県観光連盟主催、県観光振興課後援「ふるさと寺子屋塾」熊本の歴史、文化を語り、知り、学び、伝えることを目的に毎月開催。県観光連盟発行「くまもとの旅」をテキストに、それぞれのテーマに沿った内容で、権威ある講師の先生を招き教授していただいています。
今月のテーマは、「旅と映像」です。
いつもと少し趣向を変えて、今月は滝本先生の映像作品を鑑賞し、併せて撮影の苦心談や映像の手法について伺いました。滝本先生は四十年の映像づくりのキャリアがあり、8mmの映写機が普及する以前から独自の作品を構築されていました。「東雲楼」「神々の戯れ」「天まであがれ」「泰勝寺断章」、それぞれの作品に滝本先生の磨ぎ澄まされた感性が感じられ、熊本の史跡や風景が違った角度から見えてきます。
初めて見た歴史の舞台「東雲楼」
「なにをくよくよ川端柳 こがれて何としよ
水の流れと見て暮らす 東雲のストライキ
サトリハツライネ
テナコトオッシャイマシタカネ」
東雲節」で知られる二本木の東雲楼は、米の相場で巨万の富を得た中島茂七によって明治二十六年に建てられた遊郭です。破風造りの大玄関をくぐり、板間の広い階段を登ると、数百畳の大広間があり、この本屋のほかに二十五の別棟があったという豪壮な屋敷でした。盛時には、約九十人ほどの娼妓と約三十人の芸妓をそろえていたといいます。
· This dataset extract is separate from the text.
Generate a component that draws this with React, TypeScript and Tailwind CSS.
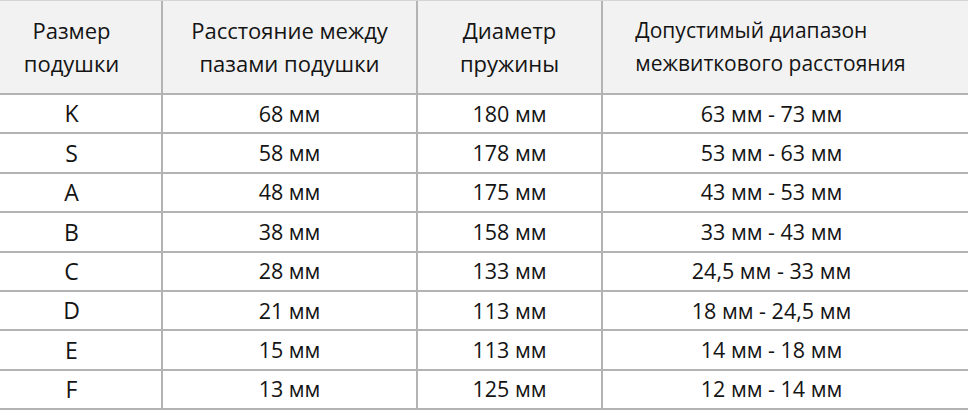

滝本先生の作品は、一九六五年製作。東雲楼が解体されると聞き、急ぎ建物を撮影し、男と遊女の情念の物語を独特の映像技法で表現されています。東雲楼が壊され、当時を知る人が少なくなった今、この映像は貴重な歴史の資料です。
農村の力強さを長野岩戸神楽に託して「神々の戯れ」
長陽村の長野岩戸神楽を素材にして前衛的な手法で描いた作品。秋の収穫を祝い神楽を踊る村人たちのリズムが体に伝わってきます。阿蘇路を走るSLと伝統芸能の虎舞いが、阿蘇の農村のたくましさを相乗的に表現。ラストの阿蘇谷の雄大なシーンも印象的で余韻が残ります。滝本先生はこの作品で全国アマチュアコンテスト最高位の文部大臣賞を受賞されました。
大阿蘇全国凧上げ大会の熱気が伝わる「天まであがれ」
毎年、阿蘇で開催されている大阿蘇全国凧上げ大会。各地の伝統的な凧や創作凧が阿蘇の自然をバックに大空へ舞い上がります。その中にあって、王将の駒をかたどった凧だけが飛翔できず、破れかぶれで墜落の繰り返し。それでもあきらめきれない凧の持ち主の執念が伝わってきます。そのバックに村田英雄の「王将」が流れて、映像と音楽の妙に会場から笑いがこぼれました。
眠っていた歴史が甦る「泰勝寺断章」
細川家の菩提寺だった泰勝寺跡(立田自然公園)には、細川藩祖の幽斉公をはじめ、忠興公とガラシャ夫人の御廟があり、茶室仰松軒とビロードのような苔庭が幽玄の世界を醸し出しています。
滝本先生は、ここに通うこと五十回。想を練り、作品を信仰、戦乱、忠興とガラシャの夫人愛、ガラシャの最期によって構成。荒波に揺れる破船は、ガラシャの揺れる心を表現したもので、印象的です。最期に流れるアベ・マリアの調べは、天国へと導かれたガラシャを暗示させます。言葉では表現するのが難しい独創的な映像詩です。
滝本先生の映像を鑑賞した後、今まで何気なく見ていた熊本の風景が、奥深い魅力を伴って見えてくるようです。
会場からの声……
・熊本県観光振興課 樫山審議員
滝本先生のすばらしい作品を見せていただきました。凧上げの王将のシーンが良かったですね。地元にいると、つい見過ごしがちですが、熊本は観光の素材に恵まれていることを実感し、観光による地域の活性化のお役に立ちたいと思っています。
・宇土市 川上智子さん
大変きれいな映像で楽しく拝見しました。泰勝寺跡には、行ったことがありますが、今日の映像を見て、違った印象を受けました。また、訪ねてみたいと思っています。
・熊本市 橋本静恵さん
東雲楼の幻影的な映像技法は滝本先生の感性が表れているようです。「天まであがれ」の写実的な映像は親しみやすくて、おもしろく拝見しました。